Long Beach’s newest space company, Vast Space, has acquired another tech startup, effectively tripling its workforce and expediting its mission to create the world’s first artificial gravity space station.
Launcher, a Hawthorne-based startup founded in 2017, announced the acquisition this week. The company is the developer of Orbiter, a space tug that can deposit multiple satellites to different orbits during a single mission. The firm also has developed a liquid rocket engine dubbed E-2.
“Our Launcher team jumped at the chance to join Jed [McCaleb’s] vision of moving beyond Earth and advancing humanity’s exploration of space,” founder and CEO Max Haot said in a statement. Haot will now serve as president of Vast.
This is Vast’s first acquisition, Haot said, declining to say how much it cost the company. He said future acquisitions will not be ruled out if other companies could put a space station in orbit sooner.
Haot said he met Vast founder and CEO McCaleb last summer as an introduction for a potential investment opportunity in Launcher. The pair quickly realized the benefits of combining the two companies, he said.
Overnight, the finalization of the acquisition more than tripled Vast’s workforce from about 40 to over 120. The original Vast employees are expected to move from El Segundo to the company’s new 115,000-square-foot Long Beach facility in the newly constructed industrial complex at Spring Street and Orange Avenue in the coming weeks, Haot said in a phone interview Thursday.
The Launcher employees, as well as its equipment, will move to Long Beach in the summer or early fall, he said.
“This is great news,” Long Beach Economic Development Department Director Bo Martinez said in an email to the Business Journal on Tuesday. “The city looks forward to working in partnership with Vast Space as they continue to invest, add talent and grow their headquarters in Long Beach.”
The company previously announced plans to grow its workforce to 700 employees by the end of 2027.
In addition to increasing its workforce, Haot said the acquisition will expedite Vast’s efforts in a number of ways. Being focused on designing its space station, Vast had not built up its manufacturing capabilities. Launcher, on the other hand, already had manufacturing equipment.
Launcher also produces its own components for Orbiter, including thrusters, flight computers, cameras, guidance systems and separation devices, among other things, that can be tweaked into systems for the future space station.
Vast is slated to use the Orbiter to test its space station subsystems and components beginning this year with missions in June and October. These will be the second and third Orbiter missions, following the first in January, which failed after the power systems malfunctioned.
Haot said the company is disappointed in the outcome of its first mission but that the team knows “exactly what went wrong.”

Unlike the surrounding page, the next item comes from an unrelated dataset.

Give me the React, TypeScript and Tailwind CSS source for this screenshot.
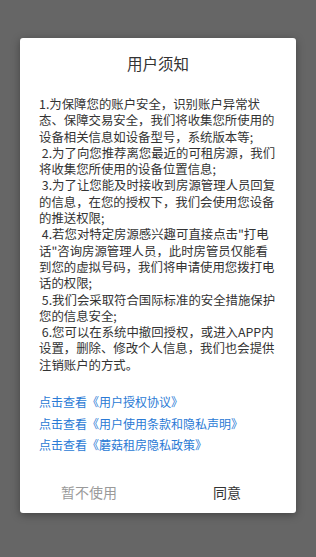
import React from 'react'

const lines = [
  '1.为保障您的账户安全，识别账户异常状',
  '态、保障交易安全，我们将收集您所使用的',
  '设备相关信息如设备型号，系统版本等;',
  ' 2.为了向您推荐离您最近的可租房源，我们',
  '将收集您所使用的设备位置信息;',
  ' 3.为了让您能及时接收到房源管理人员回复',
  '的信息，在您的授权下，我们会使用您设备',
  '的推送权限;',
  ' 4.若您对特定房源感兴趣可直接点击"打电',
  '话"咨询房源管理人员，此时房管员仅能看',
  '到您的虚拟号码，我们将申请使用您拨打电',
  '话的权限;',
  ' 5.我们会采取符合国际标准的安全措施保护',
  '您的信息安全;',
  ' 6.您可以在系统中撤回授权，或进入APP内',
  '设置，删除、修改个人信息，我们也会提供',
  '注销账户的方式。',
]

const links = ['点击查看《用户授权协议》', '点击查看《用户使用条款和隐私声明》', '点击查看《蘑菇租房隐私政策》']

export default function App() {
  return (
    <div
      className="w-[316px] h-[557px] bg-[#666666] pt-[38px] px-[20px]"
      style={{ fontFamily: '"Noto Sans CJK SC", "Noto Sans", sans-serif' }}
    >
      <div className="bg-white rounded-[3px] shadow-[0_2px_8px_rgba(0,0,0,0.35)]">
        <h1 className="pt-[14px] text-center text-[15.5px] leading-[22px] text-[#333333]">用户须知</h1>

        <div className="mt-[22px] px-[19px] text-[12.4px] leading-[16.3px] text-[#333333]">
          {lines.map((l, i) => (
            <div key={i} className="whitespace-pre">
              {l}
            </div>
          ))}
        </div>

        <div className="mt-[18px] px-[19px]">
          {links.map((l) => (
            <div key={l} className="text-[12px] leading-[21.5px] text-[#2a7ad5]">
              {l}
            </div>
          ))}
        </div>

        <div className="mt-[17px] flex h-[40px]">
          <button className="flex-1 text-[14px] text-[#9a9a9a]">暂不使用</button>
          <button className="flex-1 text-[14px] text-[#333333]">同意</button>
        </div>
      </div>
    </div>
  )
}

Orbiter currently reaches space through rideshare missions aboard the SpaceX Falcon 9, Haot said, but it is compatible with most launch systems, including those from Long Beach companies such as Rocket Lab. For now, Haot said SpaceX remains the cheapest rideshare option.
Launcher previously had the intention of developing its own launch system, but that effort has been abandoned as the priority shifts to the space station, Haot said. He added that the company will continue to invest in the E-2 engine as he thinks it is a much more powerful and reliable system than other proprietary engines.
Haot said many other companies are or are likely to “suffer from low-performance engines” that are not capable of carrying advertised payload sizes to orbit, which could lead them to seek another already available option such as the E-2.
The Vast station, meanwhile, is in the early stages of development. Preliminary designs call for a 100-meter-long space station, which will have the capacity to house more than 40 people—a large increase from the seven that can be accommodated aboard the International Space Station.
The ISS is set to be retired in 2030, NASA announced early last year. The forthcoming retirement after over three decades led the space agency to develop the Commercial Low-Earth Orbit Development Program to support the development of commercially owned and operated space stations, which Vast hopes to take advantage of.
Previously announced CLD organizations include Axiom Space, Blue Origin, NanoRacks and Northrop Grumman.
There is still not a solidified timeline for when Vast’s station will reach orbit, Haot said. The process requires many milestones, and the first artificial gravity station likely won’t be in orbit for a decade or longer.
The first space station will be zero gravity similar to the ISS, he said. Information on upcoming phases of the mission will be announced soon, Haot said, but for now the company is staying tight-lipped.
“We are keeping it close to our chests,” Haot said. “Our goal is to tell the community very clearly a timeline, a goal. We’re excited that we’re going to announce it pretty soon … but not yet.”